B. METODE PENDEKATAN
1. Metode Historis
Mempelajari perilaku manusia dan budaya hukumnya dengan kaca mata sejarah. Apabila perkembangan hidup manusia itu berlaku secar evolusi, maka begitu pula hukum yang lahir dari padanya dan hukum yang mengaturnya berubah dan berkembang secara evolusi. Berdasarkan teori evolusi tersebut, maka sejarah perkembangan manusia dan hukumnya dapat digambarkan sebagai berikut :

Tahap (1)
Manusia
berpikir dan berperilaku
Tahap (2)
PRIBADI
Kebiasaan
Tahap (3)
MASYARAKAT
Adat
Tahap (4)
POLITIK
Tahap (5)
NEGARA
H.Perundangan

H.adat

2. Metode Normatif-Ekspioratif
Mempelajari manusia dan budaya hukumnya dengan bertitik tolak pada norma-norma atau kaidah-kaidah hukum yang sudah ada baik dalam bentuk kelembagaan maupun dalam bentuk perilaku.

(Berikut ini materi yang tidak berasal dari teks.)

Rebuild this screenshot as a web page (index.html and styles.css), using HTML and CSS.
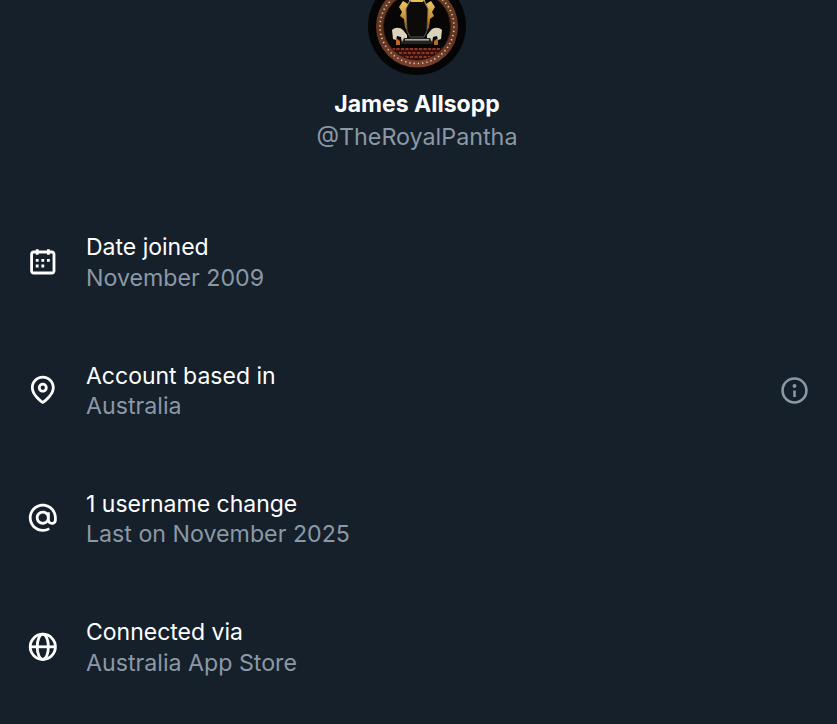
FILE: index.html
```html
<!DOCTYPE html>
<html lang="en">
<head>
<meta charset="utf-8">
<title>About this account</title>
<link rel="stylesheet" href="styles.css">
</head>
<body>
<main class="page">
  <header class="profile">
    <svg class="avatar" viewBox="0 0 98 98" role="img" aria-label="James Allsopp avatar">
      <defs>
        <linearGradient id="rim" x1="0" y1="0" x2="0" y2="1">
          <stop offset="0%" stop-color="#6a3f28"/>
          <stop offset="60%" stop-color="#5f3422"/>
          <stop offset="100%" stop-color="#7a4030"/>
        </linearGradient>
        <linearGradient id="gold" x1="0" y1="0" x2="0" y2="1">
          <stop offset="0%" stop-color="#f0d27a"/>
          <stop offset="60%" stop-color="#c98f2a"/>
          <stop offset="100%" stop-color="#8a3f14"/>
        </linearGradient>
        <clipPath id="inner"><circle cx="49" cy="49.5" r="33"/></clipPath>
      </defs>
      <circle cx="49" cy="49" r="49" fill="#050505"/>
      <circle cx="49" cy="49.5" r="41" fill="url(#rim)"/>
      <circle cx="49" cy="49.5" r="37" fill="none" stroke="#e8c8a0" stroke-width="1.6" stroke-dasharray="1.3 3"/>
      <circle cx="49" cy="49.5" r="33.5" fill="#070605" stroke="#3a1a10" stroke-width="1"/>
      <g clip-path="url(#inner)">
        <path d="M16 71h66v16H16z" fill="#3a0e0a"/>
        <path d="M24 72h50M22 76h54M24 80h50" stroke="#a04a30" stroke-width="1.3" stroke-dasharray="3 1.5"/>
      </g>
      <path d="M31 30l4-6 5 3 2-6h14l2 6 5-3 4 6-3 5 2 4-4 3-1 9-3 3 1-17-4-8H43l-4 8 1 17-3-3-1-9-4-3 2-4z" fill="url(#gold)"/>
      <path d="M42 24h14l4 8-1 22-3 6H42l-3-6-1-22z" fill="#0c0b0a" stroke="#6c6a62" stroke-width=".8"/>
      <path d="M44 17l2 5 3-4 3 4 2-5 1 8H43z" fill="#e6bf55"/>
      <path d="M24 53c3-3 8-3 11 0l4 5v8h-5l-1-6-4-1-1 4-3-1z" fill="#d9d2bd"/>
      <path d="M74 53c-3-3-8-3-11 0l-4 5v8h5l1-6 4-1 1 4 3-1z" fill="#d9d2bd"/>
      <path d="M28 61l4 3v4h-4zM70 61l-4 3v4h4z" fill="#b8692a"/>
      <path d="M36 61h26l3 6H33z" fill="#242220"/>
      <path d="M37 62h24v1.6H37z" fill="#a9a598"/>
    </svg>
    <h1 class="name">James Allsopp</h1>
    <p class="handle">@TheRoyalPantha</p>
  </header>
  <ul class="facts">
    <li class="fact">
      <svg class="icon" viewBox="0 0 24 24"><path d="M7 4V3h2v1h6V3h2v1h1.5C19.89 4 21 5.12 21 6.5v12c0 1.38-1.11 2.5-2.5 2.5h-13C4.12 21 3 19.88 3 18.5v-12C3 5.12 4.12 4 5.5 4H7zm0 2H5.5c-.27 0-.5.22-.5.5v12c0 .28.23.5.5.5h13c.28 0 .5-.22.5-.5v-12c0-.28-.22-.5-.5-.5H17v1h-2V6H9v1H7V6zm0 6h2v-2H7v2zm0 4h2v-2H7v2zm4-4h2v-2h-2v2zm0 4h2v-2h-2v2zm4-4h2v-2h-2v2z"/></svg>
      <div class="copy"><p class="title">Date joined</p><p class="detail">November 2009</p></div>
    </li>
    <li class="fact">
      <svg class="icon" viewBox="0 0 24 24"><path d="M12 7c-1.93 0-3.5 1.57-3.5 3.5S10.07 14 12 14s3.5-1.57 3.5-3.5S13.93 7 12 7zm0 5c-.827 0-1.5-.673-1.5-1.5S11.173 9 12 9s1.5.673 1.5 1.5S12.827 12 12 12zm0-10c-4.687 0-8.5 3.813-8.5 8.5 0 5.967 7.621 11.116 7.945 11.332l.555.37.555-.37c.324-.216 7.945-5.365 7.945-11.332C20.5 5.813 16.687 2 12 2zm0 17.77c-1.665-1.241-6.5-5.196-6.5-9.27C5.5 6.916 8.416 4 12 4s6.5 2.916 6.5 6.5c0 4.073-4.835 8.028-6.5 9.27z"/></svg>
      <div class="copy"><p class="title">Account based in</p><p class="detail">Australia</p></div>
      <svg class="info" viewBox="0 0 24 24"><path d="M13.5 8.5c0 .83-.67 1.5-1.5 1.5s-1.5-.67-1.5-1.5S11.17 7 12 7s1.5.67 1.5 1.5zM13 17v-5h-2v5h2zm-1 5.25c5.66 0 10.25-4.59 10.25-10.25S17.66 1.75 12 1.75 1.75 6.34 1.75 12 6.34 22.25 12 22.25zM20.25 12c0 4.56-3.69 8.25-8.25 8.25S3.75 16.56 3.75 12 7.44 3.75 12 3.75 20.25 7.44 20.25 12z"/></svg>
    </li>
    <li class="fact">
      <svg class="icon" viewBox="0 0 24 24"><path d="M12 4c-4.418 0-8 3.582-8 8s3.582 8 8 8c1.508 0 2.915-.417 4.118-1.14l1.03 1.714C15.643 21.479 13.881 22 12 22 6.477 22 2 17.523 2 12S6.477 2 12 2s10 4.477 10 10v1.5c0 1.933-1.567 3.5-3.5 3.5-1.231 0-2.314-.636-2.938-1.597C14.64 16.36 13.388 17 12 17c-2.761 0-5-2.239-5-5s2.239-5 5-5c1.13 0 2.172.375 3.009 1.008L15 8h2v5.5c0 .828.672 1.5 1.5 1.5s1.5-.672 1.5-1.5V12c0-4.418-3.582-8-8-8zm-3 8c0 1.657 1.343 3 3 3s3-1.343 3-3-1.343-3-3-3-3 1.343-3 3z"/></svg>
      <div class="copy"><p class="title">1 username change</p><p class="detail">Last on November 2025</p></div>
    </li>
    <li class="fact">
      <svg class="icon globe" viewBox="0 0 24 24"><circle cx="12" cy="12" r="9"/><ellipse cx="12" cy="12" rx="4" ry="9"/><path d="M3 12h18"/></svg>
      <div class="copy"><p class="title">Connected via</p><p class="detail">Australia App Store</p></div>
    </li>
  </ul>
</main>
</body>
</html>
```
FILE: styles.css
```css
* { box-sizing: border-box; }
html, body { margin: 0; height: 100%; overflow: hidden; background: #15202b; }
body { font-family: Inter, "Liberation Sans", sans-serif; font-size: 23px; line-height: 30px; color: #fff; }
p, h1, ul { margin: 0; padding: 0; }
.page { display: flex; flex-direction: column; margin-top: -23px; padding-right: 3px; }
.profile { display: flex; flex-direction: column; align-items: center; }
.avatar { width: 98px; height: 98px; display: block; }
.name { font-size: 23px; font-weight: 700; line-height: 30px; margin-top: 14px; }
.handle { color: #8b98a5; margin-top: 3px; font-size: 23.3px; }
.facts { list-style: none; display: flex; flex-direction: column; gap: 67px; margin-top: 80px; padding: 0 26px; }
.fact { display: flex; align-items: center; gap: 26.4px; height: 61.3px; }
.icon { width: 33.6px; height: 33.6px; fill: #fff; flex: none; margin-top: -2px; }
.globe { fill: none; stroke: #fff; stroke-width: 2; }
.copy { flex: 1; display: flex; flex-direction: column; gap: .5px; }
.detail { color: #8b98a5; font-size: 23.2px; }
.info { width: 31px; height: 31px; fill: #8b98a5; flex: none; margin-right: -2px; }
```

Apabila penjajakan normatif hanya untuk mengetahui kaidah hukum (perundangan) yang akan digunakan dalam menyelesaikan peristiwa hukumnya saja, dan cukup sampai disitu dalam hal ini kebanyakan dilaksanakan oleh para sarjana hukum praktisi/para penegak hukum seperti polisi yang membuat berita acara pemeriksaan terhadap tersangka; jaksa menyiapkan surat tuduhan untuk diajukan kepada pengadilan dan, hakim yang akan menetapkan keputusan pengadilan dan para pejabat pemerintah yangmenyelesaikan sengketa hak-hak tanah rakyat untuk kepentingan pembangunan. Maka yang demikian itu bersifat pendekatan yang normatif-juridis ,yang banyak dilakukan oleh para sarjana hukum praktisi.
3. Metode Deskriptif Perilaku
Cara mempelajari perilaku manusia dan budaya hukumnya, dengan melukiskan situasi hukum yang nyata. Cara ilmiah ini menyampingkan norma-norma hukum yang ideal, yangdiciptakan berlaku, tertulis atau tidak tertulis, sehingga ia merupakan kebalikan dari metode normatif-eksploratif. Jadi metode ini tidak bertitik tolak dari hukum yang eksplisit (terang dan jelas) aturannya, yang positif dinyatakan berlaku, tetapi yang diutamakannya adalah kenyataan-kenyataan hukum yang benar-benar Nampak dalam situasi hukum atau peristiwa hukumnya. Penggunaan metode diskriptif akan menjadi lebih sempurna apabila ia juga didampingi metode kasus, sebagaimana dilakukan R.F Barton dalam meneliti masyarakat Ifugao di Luzon Utara Filipina atau Rattray dalam ia meneliti masyarakat di pantai emas di Afrika Barat. Penelitian yang dilakukan mereka ialah dengan terjun langsung ke lapangan dengan penduduk setempat, melihat dan mengamati berbicara bertatap muka dengan para informan.
4. Metode Studi Kasus
Mempelajari kasus-kasus peristiwa hukum yang terjadi, terutama kasus-kasus perselisihan. Studi kasus ini induktif, artinya dari berbagai kasus yang dapat dikumpulkan, kemudian data-datanya dia analisis secara khusus lalu dibandingkan dengan ketentuan-ketentuan yang umum. Peristiwa perilaku yang terjadi dan berlaku dibandingkan dengan norma-norma hukum yang ideal dan yang eksplisit dianggap masih tetap berlaku.